## Begin DATASET SECTION
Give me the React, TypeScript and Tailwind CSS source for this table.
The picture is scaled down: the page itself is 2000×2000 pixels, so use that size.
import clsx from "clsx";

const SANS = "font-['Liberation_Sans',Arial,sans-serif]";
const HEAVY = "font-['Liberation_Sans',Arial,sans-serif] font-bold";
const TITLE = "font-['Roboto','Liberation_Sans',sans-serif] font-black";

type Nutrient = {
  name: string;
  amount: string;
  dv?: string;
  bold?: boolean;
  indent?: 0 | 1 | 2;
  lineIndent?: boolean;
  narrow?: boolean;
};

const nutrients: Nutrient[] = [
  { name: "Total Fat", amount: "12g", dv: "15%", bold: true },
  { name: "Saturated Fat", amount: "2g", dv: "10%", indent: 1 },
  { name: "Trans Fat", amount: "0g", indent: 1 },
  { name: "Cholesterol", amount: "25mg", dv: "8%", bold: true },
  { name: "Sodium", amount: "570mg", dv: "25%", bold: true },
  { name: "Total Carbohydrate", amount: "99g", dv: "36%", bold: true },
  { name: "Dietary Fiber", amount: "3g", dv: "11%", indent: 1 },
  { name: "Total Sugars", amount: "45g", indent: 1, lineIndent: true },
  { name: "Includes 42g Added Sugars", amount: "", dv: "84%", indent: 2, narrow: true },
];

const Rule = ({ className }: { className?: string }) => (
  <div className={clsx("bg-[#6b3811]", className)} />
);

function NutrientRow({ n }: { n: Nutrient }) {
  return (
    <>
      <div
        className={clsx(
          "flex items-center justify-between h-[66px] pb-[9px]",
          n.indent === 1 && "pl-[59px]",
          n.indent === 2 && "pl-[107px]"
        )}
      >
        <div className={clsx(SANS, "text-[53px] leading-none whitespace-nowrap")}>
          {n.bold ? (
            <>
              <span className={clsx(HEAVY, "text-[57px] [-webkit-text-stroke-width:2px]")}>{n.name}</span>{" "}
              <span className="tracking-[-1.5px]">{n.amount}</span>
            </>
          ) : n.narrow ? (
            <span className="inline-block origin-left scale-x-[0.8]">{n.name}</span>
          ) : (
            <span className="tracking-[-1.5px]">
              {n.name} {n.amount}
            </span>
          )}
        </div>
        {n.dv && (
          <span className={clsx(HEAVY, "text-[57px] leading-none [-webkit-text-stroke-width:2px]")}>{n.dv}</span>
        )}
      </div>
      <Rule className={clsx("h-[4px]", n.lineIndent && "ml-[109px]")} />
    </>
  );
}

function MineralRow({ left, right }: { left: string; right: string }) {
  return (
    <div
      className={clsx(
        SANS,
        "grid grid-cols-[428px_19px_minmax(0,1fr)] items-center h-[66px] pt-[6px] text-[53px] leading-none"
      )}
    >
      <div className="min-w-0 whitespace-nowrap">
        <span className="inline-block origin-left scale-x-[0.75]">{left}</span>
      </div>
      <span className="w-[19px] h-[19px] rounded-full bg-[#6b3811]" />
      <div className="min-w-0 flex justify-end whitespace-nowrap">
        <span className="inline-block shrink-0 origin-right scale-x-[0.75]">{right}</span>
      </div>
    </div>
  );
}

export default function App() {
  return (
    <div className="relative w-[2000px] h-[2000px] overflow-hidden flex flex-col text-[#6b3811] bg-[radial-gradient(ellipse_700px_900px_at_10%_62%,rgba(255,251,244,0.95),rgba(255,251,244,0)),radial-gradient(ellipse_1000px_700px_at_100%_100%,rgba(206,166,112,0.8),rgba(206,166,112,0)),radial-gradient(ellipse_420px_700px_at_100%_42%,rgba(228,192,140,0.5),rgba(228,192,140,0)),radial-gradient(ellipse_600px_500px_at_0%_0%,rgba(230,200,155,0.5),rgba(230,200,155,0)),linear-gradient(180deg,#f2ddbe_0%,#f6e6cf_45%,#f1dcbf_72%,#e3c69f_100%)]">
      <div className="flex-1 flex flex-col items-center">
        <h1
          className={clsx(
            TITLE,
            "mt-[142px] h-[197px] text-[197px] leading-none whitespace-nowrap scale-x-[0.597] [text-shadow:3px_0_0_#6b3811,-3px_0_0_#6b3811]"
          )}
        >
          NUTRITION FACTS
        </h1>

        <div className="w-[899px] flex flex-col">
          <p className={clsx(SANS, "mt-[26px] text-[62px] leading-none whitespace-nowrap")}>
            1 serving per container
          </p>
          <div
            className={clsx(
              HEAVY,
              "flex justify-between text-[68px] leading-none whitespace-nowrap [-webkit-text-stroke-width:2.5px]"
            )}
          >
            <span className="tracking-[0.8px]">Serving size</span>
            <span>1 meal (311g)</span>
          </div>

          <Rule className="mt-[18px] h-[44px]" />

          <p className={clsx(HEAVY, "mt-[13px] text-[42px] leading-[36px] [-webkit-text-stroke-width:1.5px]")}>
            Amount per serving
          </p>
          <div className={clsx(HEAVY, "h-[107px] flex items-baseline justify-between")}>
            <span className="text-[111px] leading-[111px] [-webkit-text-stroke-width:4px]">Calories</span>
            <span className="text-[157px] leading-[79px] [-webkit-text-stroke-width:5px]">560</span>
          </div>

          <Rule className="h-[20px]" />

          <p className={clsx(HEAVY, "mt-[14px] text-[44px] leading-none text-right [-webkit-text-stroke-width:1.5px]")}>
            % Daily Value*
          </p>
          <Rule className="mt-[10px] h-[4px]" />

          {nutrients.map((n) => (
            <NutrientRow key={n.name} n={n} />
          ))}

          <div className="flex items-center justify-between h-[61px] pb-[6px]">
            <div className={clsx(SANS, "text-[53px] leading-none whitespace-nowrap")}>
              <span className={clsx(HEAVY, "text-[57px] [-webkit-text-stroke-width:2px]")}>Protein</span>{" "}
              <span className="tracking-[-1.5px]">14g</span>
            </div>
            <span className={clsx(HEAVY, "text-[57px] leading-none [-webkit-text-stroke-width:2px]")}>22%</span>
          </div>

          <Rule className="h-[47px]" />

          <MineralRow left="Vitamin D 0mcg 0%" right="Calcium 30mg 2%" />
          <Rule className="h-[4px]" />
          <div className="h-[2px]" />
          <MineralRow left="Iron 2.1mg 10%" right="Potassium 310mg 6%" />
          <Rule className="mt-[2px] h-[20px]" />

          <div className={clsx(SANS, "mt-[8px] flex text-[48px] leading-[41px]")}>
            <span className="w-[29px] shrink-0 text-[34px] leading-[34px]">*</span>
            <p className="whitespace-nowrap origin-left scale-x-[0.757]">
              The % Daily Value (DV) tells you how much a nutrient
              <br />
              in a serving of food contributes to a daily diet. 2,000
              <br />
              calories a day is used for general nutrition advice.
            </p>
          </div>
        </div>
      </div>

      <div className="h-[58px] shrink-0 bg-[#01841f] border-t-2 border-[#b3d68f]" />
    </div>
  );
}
## End DATASET SECTION
- **INSTRUCTION**
Every line above should be retyped exactly as given.

- **TASK RESPONSE**
Give me the React, TypeScript and Tailwind CSS source for this table.
The picture is scaled down: the page itself is 2000×2000 pixels, so use that size.
import clsx from "clsx";

const SANS = "font-['Liberation_Sans',Arial,sans-serif]";
const HEAVY = "font-['Liberation_Sans',Arial,sans-serif] font-bold";
const TITLE = "font-['Roboto','Liberation_Sans',sans-serif] font-black";

type Nutrient = {
  name: string;
  amount: string;
  dv?: string;
  bold?: boolean;
  indent?: 0 | 1 | 2;
  lineIndent?: boolean;
  narrow?: boolean;
};

const nutrients: Nutrient[] = [
  { name: "Total Fat", amount: "12g", dv: "15%", bold: true },
  { name: "Saturated Fat", amount: "2g", dv: "10%", indent: 1 },
  { name: "Trans Fat", amount: "0g", indent: 1 },
  { name: "Cholesterol", amount: "25mg", dv: "8%", bold: true },
  { name: "Sodium", amount: "570mg", dv: "25%", bold: true },
  { name: "Total Carbohydrate", amount: "99g", dv: "36%", bold: true },
  { name: "Dietary Fiber", amount: "3g", dv: "11%", indent: 1 },
  { name: "Total Sugars", amount: "45g", indent: 1, lineIndent: true },
  { name: "Includes 42g Added Sugars", amount: "", dv: "84%", indent: 2, narrow: true },
];

const Rule = ({ className }: { className?: string }) => (
  <div className={clsx("bg-[#6b3811]", className)} />
);

function NutrientRow({ n }: { n: Nutrient }) {
  return (
    <>
      <div
        className={clsx(
          "flex items-center justify-between h-[66px] pb-[9px]",
          n.indent === 1 && "pl-[59px]",
          n.indent === 2 && "pl-[107px]"
        )}
      >
        <div className={clsx(SANS, "text-[53px] leading-none whitespace-nowrap")}>
          {n.bold ? (
            <>
              <span className={clsx(HEAVY, "text-[57px] [-webkit-text-stroke-width:2px]")}>{n.name}</span>{" "}
              <span className="tracking-[-1.5px]">{n.amount}</span>
            </>
          ) : n.narrow ? (
            <span className="inline-block origin-left scale-x-[0.8]">{n.name}</span>
          ) : (
            <span className="tracking-[-1.5px]">
              {n.name} {n.amount}
            </span>
          )}
        </div>
        {n.dv && (
          <span className={clsx(HEAVY, "text-[57px] leading-none [-webkit-text-stroke-width:2px]")}>{n.dv}</span>
        )}
      </div>
      <Rule className={clsx("h-[4px]", n.lineIndent && "ml-[109px]")} />
    </>
  );
}

function MineralRow({ left, right }: { left: string; right: string }) {
  return (
    <div
      className={clsx(
        SANS,
        "grid grid-cols-[428px_19px_minmax(0,1fr)] items-center h-[66px] pt-[6px] text-[53px] leading-none"
      )}
    >
      <div className="min-w-0 whitespace-nowrap">
        <span className="inline-block origin-left scale-x-[0.75]">{left}</span>
      </div>
      <span className="w-[19px] h-[19px] rounded-full bg-[#6b3811]" />
      <div className="min-w-0 flex justify-end whitespace-nowrap">
        <span className="inline-block shrink-0 origin-right scale-x-[0.75]">{right}</span>
      </div>
    </div>
  );
}

export default function App() {
  return (
    <div className="relative w-[2000px] h-[2000px] overflow-hidden flex flex-col text-[#6b3811] bg-[radial-gradient(ellipse_700px_900px_at_10%_62%,rgba(255,251,244,0.95),rgba(255,251,244,0)),radial-gradient(ellipse_1000px_700px_at_100%_100%,rgba(206,166,112,0.8),rgba(206,166,112,0)),radial-gradient(ellipse_420px_700px_at_100%_42%,rgba(228,192,140,0.5),rgba(228,192,140,0)),radial-gradient(ellipse_600px_500px_at_0%_0%,rgba(230,200,155,0.5),rgba(230,200,155,0)),linear-gradient(180deg,#f2ddbe_0%,#f6e6cf_45%,#f1dcbf_72%,#e3c69f_100%)]">
      <div className="flex-1 flex flex-col items-center">
        <h1
          className={clsx(
            TITLE,
            "mt-[142px] h-[197px] text-[197px] leading-none whitespace-nowrap scale-x-[0.597] [text-shadow:3px_0_0_#6b3811,-3px_0_0_#6b3811]"
          )}
        >
          NUTRITION FACTS
        </h1>

        <div className="w-[899px] flex flex-col">
          <p className={clsx(SANS, "mt-[26px] text-[62px] leading-none whitespace-nowrap")}>
            1 serving per container
          </p>
          <div
            className={clsx(
              HEAVY,
              "flex justify-between text-[68px] leading-none whitespace-nowrap [-webkit-text-stroke-width:2.5px]"
            )}
          >
            <span className="tracking-[0.8px]">Serving size</span>
            <span>1 meal (311g)</span>
          </div>

          <Rule className="mt-[18px] h-[44px]" />

          <p className={clsx(HEAVY, "mt-[13px] text-[42px] leading-[36px] [-webkit-text-stroke-width:1.5px]")}>
            Amount per serving
          </p>
          <div className={clsx(HEAVY, "h-[107px] flex items-baseline justify-between")}>
            <span className="text-[111px] leading-[111px] [-webkit-text-stroke-width:4px]">Calories</span>
            <span className="text-[157px] leading-[79px] [-webkit-text-stroke-width:5px]">560</span>
          </div>

          <Rule className="h-[20px]" />

          <p className={clsx(HEAVY, "mt-[14px] text-[44px] leading-none text-right [-webkit-text-stroke-width:1.5px]")}>
            % Daily Value*
          </p>
          <Rule className="mt-[10px] h-[4px]" />

          {nutrients.map((n) => (
            <NutrientRow key={n.name} n={n} />
          ))}

          <div className="flex items-center justify-between h-[61px] pb-[6px]">
            <div className={clsx(SANS, "text-[53px] leading-none whitespace-nowrap")}>
              <span className={clsx(HEAVY, "text-[57px] [-webkit-text-stroke-width:2px]")}>Protein</span>{" "}
              <span className="tracking-[-1.5px]">14g</span>
            </div>
            <span className={clsx(HEAVY, "text-[57px] leading-none [-webkit-text-stroke-width:2px]")}>22%</span>
          </div>

          <Rule className="h-[47px]" />

          <MineralRow left="Vitamin D 0mcg 0%" right="Calcium 30mg 2%" />
          <Rule className="h-[4px]" />
          <div className="h-[2px]" />
          <MineralRow left="Iron 2.1mg 10%" right="Potassium 310mg 6%" />
          <Rule className="mt-[2px] h-[20px]" />

          <div className={clsx(SANS, "mt-[8px] flex text-[48px] leading-[41px]")}>
            <span className="w-[29px] shrink-0 text-[34px] leading-[34px]">*</span>
            <p className="whitespace-nowrap origin-left scale-x-[0.757]">
              The % Daily Value (DV) tells you how much a nutrient
              <br />
              in a serving of food contributes to a daily diet. 2,000
              <br />
              calories a day is used for general nutrition advice.
            </p>
          </div>
        </div>
      </div>

      <div className="h-[58px] shrink-0 bg-[#01841f] border-t-2 border-[#b3d68f]" />
    </div>
  );
}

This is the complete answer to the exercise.